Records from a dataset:
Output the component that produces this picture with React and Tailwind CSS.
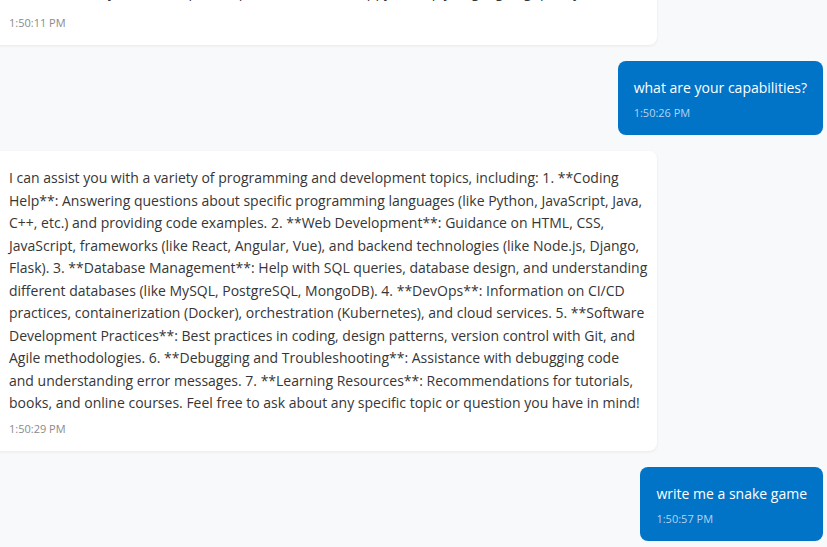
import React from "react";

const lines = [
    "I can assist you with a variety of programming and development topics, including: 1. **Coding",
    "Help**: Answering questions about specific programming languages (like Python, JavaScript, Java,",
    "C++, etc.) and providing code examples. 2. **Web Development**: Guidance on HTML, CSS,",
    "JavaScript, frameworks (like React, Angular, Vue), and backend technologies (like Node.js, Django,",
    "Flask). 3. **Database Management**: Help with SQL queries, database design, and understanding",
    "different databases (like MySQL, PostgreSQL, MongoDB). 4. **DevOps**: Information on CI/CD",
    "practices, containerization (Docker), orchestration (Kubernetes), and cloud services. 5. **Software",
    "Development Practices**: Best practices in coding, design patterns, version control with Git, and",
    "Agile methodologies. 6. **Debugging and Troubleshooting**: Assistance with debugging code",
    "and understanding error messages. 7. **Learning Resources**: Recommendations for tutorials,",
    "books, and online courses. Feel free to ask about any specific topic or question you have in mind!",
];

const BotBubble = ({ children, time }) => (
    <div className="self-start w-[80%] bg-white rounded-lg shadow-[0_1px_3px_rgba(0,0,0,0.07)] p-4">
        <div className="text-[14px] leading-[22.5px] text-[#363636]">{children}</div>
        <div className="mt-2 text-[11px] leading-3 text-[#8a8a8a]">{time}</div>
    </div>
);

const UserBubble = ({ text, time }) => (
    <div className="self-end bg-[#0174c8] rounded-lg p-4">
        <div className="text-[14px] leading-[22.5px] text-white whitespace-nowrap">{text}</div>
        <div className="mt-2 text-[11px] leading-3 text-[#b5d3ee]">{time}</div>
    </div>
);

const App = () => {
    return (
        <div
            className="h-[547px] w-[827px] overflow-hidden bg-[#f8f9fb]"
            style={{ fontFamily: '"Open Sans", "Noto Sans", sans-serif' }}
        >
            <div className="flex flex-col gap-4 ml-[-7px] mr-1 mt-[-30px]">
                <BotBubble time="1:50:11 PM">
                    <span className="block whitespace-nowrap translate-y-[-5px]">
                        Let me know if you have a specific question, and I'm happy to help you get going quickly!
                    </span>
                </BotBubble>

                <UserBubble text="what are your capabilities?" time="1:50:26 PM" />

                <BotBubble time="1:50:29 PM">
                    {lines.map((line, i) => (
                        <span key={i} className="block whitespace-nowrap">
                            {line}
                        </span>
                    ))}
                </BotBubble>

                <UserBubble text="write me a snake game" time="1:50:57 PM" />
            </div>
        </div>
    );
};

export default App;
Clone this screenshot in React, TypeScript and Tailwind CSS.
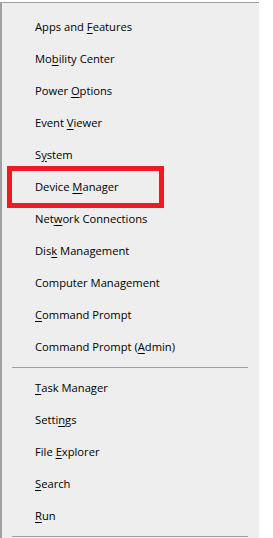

STATED PROBLEM: Wherever a line in the data above holds "this", copy that line.

RESULT:
Output the component that produces this picture with React and Tailwind CSS.
Clone this screenshot in React, TypeScript and Tailwind CSS.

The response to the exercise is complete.